## Start Task data

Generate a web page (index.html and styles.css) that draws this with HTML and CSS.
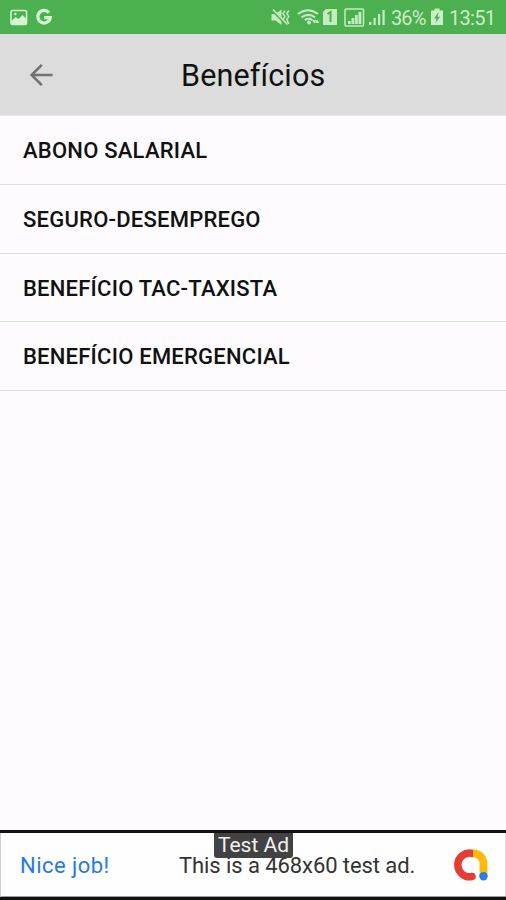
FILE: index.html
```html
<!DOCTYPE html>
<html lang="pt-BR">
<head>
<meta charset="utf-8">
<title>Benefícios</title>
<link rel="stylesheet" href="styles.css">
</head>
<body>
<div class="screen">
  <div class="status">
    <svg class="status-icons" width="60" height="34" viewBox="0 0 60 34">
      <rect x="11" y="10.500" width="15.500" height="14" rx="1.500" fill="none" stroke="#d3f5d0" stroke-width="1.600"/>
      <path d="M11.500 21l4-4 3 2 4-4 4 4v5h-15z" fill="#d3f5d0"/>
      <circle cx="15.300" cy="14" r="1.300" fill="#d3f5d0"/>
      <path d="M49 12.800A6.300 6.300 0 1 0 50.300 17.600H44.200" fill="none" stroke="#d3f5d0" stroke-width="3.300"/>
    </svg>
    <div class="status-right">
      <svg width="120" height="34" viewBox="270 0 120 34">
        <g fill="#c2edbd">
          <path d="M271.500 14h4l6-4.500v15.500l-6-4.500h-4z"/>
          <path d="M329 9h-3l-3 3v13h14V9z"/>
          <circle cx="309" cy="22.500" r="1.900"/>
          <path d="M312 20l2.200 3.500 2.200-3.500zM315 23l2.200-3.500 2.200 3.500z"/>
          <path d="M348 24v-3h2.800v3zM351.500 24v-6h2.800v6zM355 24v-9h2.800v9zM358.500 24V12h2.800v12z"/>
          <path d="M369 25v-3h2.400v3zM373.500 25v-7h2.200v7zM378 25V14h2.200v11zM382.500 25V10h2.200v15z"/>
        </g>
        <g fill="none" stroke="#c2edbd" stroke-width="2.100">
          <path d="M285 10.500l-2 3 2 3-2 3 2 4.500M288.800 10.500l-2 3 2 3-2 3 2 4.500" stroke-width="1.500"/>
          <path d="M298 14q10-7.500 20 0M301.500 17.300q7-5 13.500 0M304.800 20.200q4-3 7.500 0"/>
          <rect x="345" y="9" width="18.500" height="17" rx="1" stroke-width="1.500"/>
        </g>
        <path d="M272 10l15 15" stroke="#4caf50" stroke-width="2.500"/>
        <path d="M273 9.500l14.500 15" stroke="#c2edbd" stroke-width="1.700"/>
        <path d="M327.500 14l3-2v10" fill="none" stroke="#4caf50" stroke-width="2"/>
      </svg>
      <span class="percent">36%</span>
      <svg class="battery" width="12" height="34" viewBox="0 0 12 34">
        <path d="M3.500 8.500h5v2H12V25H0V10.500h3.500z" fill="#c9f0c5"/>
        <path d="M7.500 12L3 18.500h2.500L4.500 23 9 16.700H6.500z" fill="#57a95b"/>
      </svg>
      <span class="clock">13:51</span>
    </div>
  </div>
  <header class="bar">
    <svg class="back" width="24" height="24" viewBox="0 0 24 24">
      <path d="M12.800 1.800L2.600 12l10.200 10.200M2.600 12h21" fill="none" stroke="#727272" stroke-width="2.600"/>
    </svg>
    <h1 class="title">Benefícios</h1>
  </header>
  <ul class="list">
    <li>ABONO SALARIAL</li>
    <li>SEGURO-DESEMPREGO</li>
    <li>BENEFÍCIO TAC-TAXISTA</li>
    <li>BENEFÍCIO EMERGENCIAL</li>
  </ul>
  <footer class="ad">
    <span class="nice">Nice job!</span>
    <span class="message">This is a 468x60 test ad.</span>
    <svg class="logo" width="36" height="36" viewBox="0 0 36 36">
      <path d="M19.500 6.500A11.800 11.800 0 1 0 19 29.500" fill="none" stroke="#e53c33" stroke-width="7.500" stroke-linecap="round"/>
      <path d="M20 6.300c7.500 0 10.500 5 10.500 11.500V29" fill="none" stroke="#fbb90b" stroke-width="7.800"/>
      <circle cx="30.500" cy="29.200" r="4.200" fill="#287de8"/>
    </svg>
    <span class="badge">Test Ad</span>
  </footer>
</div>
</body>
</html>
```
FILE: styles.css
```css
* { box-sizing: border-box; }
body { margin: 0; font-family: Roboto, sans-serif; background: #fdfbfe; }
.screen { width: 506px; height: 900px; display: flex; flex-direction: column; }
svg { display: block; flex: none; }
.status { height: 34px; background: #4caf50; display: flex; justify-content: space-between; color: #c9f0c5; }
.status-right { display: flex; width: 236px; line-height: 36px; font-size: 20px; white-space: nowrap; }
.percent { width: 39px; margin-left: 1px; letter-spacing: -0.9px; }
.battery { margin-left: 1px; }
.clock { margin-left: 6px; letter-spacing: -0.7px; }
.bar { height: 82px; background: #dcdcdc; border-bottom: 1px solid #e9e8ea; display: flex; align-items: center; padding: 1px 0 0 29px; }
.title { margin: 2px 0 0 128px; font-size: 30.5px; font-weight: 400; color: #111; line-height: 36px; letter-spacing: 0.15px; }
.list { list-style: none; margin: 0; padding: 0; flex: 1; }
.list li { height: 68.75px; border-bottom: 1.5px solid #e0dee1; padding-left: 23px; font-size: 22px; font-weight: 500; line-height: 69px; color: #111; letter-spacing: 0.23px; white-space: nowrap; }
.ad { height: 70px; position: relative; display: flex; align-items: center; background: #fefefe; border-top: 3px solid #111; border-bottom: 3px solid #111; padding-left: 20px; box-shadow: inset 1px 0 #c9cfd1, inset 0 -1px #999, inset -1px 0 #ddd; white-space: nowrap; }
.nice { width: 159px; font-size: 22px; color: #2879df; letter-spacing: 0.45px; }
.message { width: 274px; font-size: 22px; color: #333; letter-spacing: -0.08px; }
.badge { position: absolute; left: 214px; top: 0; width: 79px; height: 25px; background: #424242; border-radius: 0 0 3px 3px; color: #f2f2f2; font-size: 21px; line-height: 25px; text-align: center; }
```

## End Task data
## Start Task data

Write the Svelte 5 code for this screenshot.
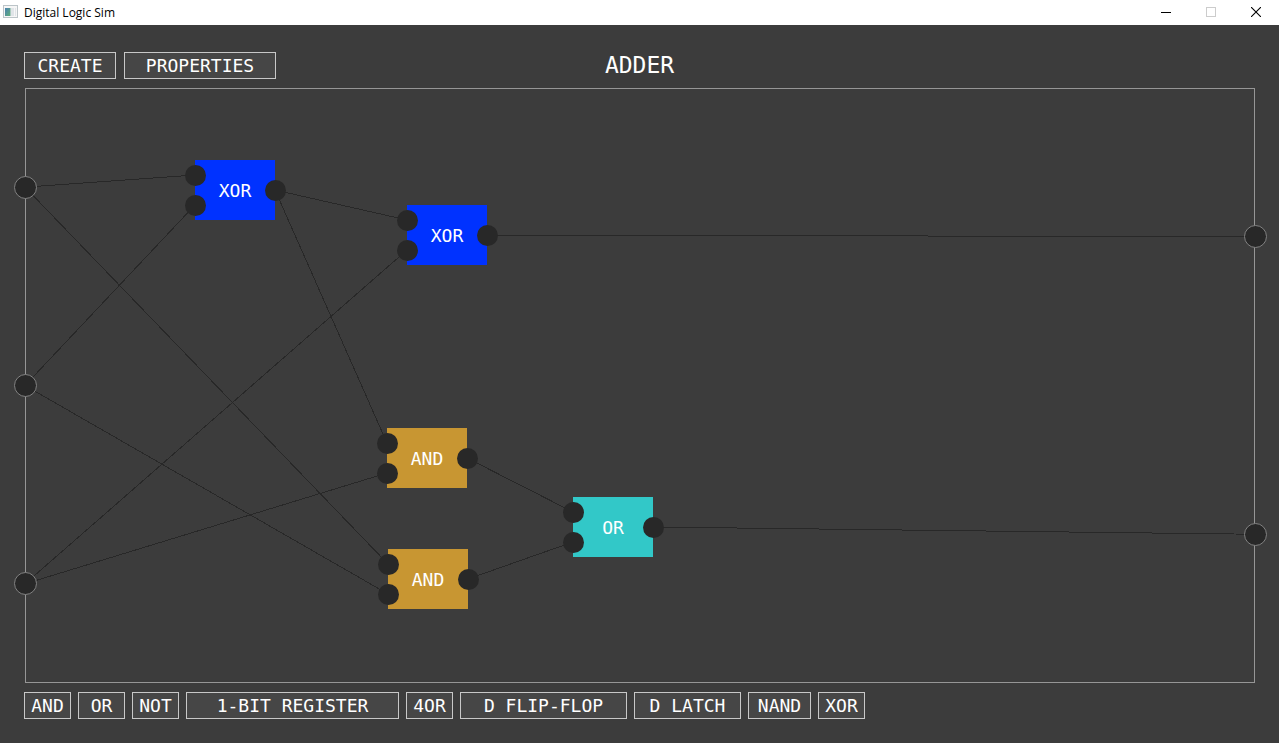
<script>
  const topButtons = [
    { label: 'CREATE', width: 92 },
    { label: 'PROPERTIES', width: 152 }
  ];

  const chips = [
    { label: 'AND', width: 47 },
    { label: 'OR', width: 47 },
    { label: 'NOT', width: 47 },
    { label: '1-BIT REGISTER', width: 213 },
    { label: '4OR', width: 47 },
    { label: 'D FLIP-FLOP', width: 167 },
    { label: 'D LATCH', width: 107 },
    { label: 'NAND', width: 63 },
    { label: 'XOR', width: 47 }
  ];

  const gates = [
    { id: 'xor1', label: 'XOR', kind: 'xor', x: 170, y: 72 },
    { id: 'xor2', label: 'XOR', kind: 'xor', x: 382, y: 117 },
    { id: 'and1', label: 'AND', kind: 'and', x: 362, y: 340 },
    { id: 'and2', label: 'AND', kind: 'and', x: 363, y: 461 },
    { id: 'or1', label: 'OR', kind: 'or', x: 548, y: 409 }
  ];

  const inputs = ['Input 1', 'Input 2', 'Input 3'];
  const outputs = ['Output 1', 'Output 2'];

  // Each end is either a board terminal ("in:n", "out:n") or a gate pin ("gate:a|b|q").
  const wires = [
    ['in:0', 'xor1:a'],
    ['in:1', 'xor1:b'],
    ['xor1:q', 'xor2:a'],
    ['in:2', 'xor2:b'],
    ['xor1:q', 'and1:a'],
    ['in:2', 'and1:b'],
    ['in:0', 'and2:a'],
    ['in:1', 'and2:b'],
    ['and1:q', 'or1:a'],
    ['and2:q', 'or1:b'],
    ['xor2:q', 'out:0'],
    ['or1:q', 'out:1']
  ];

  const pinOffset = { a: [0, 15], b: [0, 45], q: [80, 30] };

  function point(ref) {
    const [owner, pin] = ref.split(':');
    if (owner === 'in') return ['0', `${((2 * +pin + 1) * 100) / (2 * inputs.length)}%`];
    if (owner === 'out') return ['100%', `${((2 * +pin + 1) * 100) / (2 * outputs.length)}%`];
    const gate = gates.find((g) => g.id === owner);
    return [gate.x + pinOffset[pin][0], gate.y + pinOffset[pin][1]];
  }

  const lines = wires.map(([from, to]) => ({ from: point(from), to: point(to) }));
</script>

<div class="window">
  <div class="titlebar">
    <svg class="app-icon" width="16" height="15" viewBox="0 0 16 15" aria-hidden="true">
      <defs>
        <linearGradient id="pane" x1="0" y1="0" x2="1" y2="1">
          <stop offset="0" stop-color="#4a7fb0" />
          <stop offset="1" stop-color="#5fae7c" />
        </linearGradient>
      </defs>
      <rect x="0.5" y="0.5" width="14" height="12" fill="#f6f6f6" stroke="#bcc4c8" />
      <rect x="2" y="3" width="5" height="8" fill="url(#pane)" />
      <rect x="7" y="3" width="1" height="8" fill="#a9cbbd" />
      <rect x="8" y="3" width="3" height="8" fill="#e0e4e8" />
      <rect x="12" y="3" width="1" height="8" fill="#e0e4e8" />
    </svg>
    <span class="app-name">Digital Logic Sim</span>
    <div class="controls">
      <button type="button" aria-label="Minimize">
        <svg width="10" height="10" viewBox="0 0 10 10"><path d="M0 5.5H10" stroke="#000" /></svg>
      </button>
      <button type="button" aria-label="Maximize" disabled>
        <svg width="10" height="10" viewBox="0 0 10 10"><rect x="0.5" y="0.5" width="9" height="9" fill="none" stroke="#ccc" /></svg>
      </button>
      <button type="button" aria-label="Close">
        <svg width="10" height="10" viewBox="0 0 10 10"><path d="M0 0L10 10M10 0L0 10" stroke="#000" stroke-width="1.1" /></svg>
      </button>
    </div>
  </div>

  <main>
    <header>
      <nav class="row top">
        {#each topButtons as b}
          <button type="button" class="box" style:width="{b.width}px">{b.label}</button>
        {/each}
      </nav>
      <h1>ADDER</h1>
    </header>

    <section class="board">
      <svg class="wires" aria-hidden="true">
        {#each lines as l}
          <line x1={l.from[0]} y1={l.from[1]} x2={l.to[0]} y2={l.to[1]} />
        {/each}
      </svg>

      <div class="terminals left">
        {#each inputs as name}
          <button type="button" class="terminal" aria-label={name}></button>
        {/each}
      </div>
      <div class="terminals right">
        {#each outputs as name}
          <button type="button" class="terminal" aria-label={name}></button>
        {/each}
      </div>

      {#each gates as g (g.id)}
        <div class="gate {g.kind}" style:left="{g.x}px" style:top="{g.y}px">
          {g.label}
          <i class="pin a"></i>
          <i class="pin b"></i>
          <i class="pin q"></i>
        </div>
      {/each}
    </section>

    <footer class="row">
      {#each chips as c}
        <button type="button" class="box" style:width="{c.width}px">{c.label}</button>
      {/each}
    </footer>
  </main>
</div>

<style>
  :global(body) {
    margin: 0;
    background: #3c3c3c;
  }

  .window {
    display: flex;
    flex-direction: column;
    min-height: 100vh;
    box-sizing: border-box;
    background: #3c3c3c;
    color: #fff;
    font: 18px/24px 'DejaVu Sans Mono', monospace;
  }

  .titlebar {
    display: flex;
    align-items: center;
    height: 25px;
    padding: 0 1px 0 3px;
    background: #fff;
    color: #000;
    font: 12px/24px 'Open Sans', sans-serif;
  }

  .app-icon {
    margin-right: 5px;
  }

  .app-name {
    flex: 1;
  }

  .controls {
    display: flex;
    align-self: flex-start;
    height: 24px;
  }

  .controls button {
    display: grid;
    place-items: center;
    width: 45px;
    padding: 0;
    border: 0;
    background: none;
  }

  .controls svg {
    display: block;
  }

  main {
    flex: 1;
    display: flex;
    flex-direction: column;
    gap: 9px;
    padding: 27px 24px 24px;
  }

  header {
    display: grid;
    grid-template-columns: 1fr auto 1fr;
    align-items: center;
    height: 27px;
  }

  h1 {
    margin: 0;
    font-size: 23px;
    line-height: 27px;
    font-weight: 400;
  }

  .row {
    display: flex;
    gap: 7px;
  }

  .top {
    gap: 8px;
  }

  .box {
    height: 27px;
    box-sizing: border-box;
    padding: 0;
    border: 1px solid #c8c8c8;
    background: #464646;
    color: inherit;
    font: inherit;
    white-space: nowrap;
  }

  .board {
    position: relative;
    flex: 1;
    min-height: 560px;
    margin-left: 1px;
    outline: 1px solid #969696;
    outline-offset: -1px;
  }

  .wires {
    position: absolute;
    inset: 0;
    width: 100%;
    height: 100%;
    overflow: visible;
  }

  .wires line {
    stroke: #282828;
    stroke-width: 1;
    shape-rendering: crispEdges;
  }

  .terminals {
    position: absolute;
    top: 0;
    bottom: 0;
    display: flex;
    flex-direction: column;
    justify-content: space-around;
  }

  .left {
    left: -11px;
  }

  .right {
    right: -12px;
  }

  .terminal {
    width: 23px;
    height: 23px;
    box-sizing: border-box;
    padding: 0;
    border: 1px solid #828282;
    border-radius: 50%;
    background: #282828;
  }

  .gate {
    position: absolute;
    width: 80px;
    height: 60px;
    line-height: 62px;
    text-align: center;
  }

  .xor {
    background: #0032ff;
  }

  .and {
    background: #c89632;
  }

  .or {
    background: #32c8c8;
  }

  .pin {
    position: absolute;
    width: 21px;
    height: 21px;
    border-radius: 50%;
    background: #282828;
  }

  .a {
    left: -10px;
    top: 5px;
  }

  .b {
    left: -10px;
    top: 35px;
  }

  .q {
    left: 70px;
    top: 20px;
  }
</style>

## End Task data

## [The task]
Include both the line containing "Write the Svelte 5 code for this screenshot." and the line containing "const outputs = ['Output 1', 'Output 2'];" when you write out everything between them, exactly. Leave the pictures out.

## [Answer to this task]
Write the Svelte 5 code for this screenshot.
<script>
  const topButtons = [
    { label: 'CREATE', width: 92 },
    { label: 'PROPERTIES', width: 152 }
  ];

  const chips = [
    { label: 'AND', width: 47 },
    { label: 'OR', width: 47 },
    { label: 'NOT', width: 47 },
    { label: '1-BIT REGISTER', width: 213 },
    { label: '4OR', width: 47 },
    { label: 'D FLIP-FLOP', width: 167 },
    { label: 'D LATCH', width: 107 },
    { label: 'NAND', width: 63 },
    { label: 'XOR', width: 47 }
  ];

  const gates = [
    { id: 'xor1', label: 'XOR', kind: 'xor', x: 170, y: 72 },
    { id: 'xor2', label: 'XOR', kind: 'xor', x: 382, y: 117 },
    { id: 'and1', label: 'AND', kind: 'and', x: 362, y: 340 },
    { id: 'and2', label: 'AND', kind: 'and', x: 363, y: 461 },
    { id: 'or1', label: 'OR', kind: 'or', x: 548, y: 409 }
  ];

  const inputs = ['Input 1', 'Input 2', 'Input 3'];
  const outputs = ['Output 1', 'Output 2'];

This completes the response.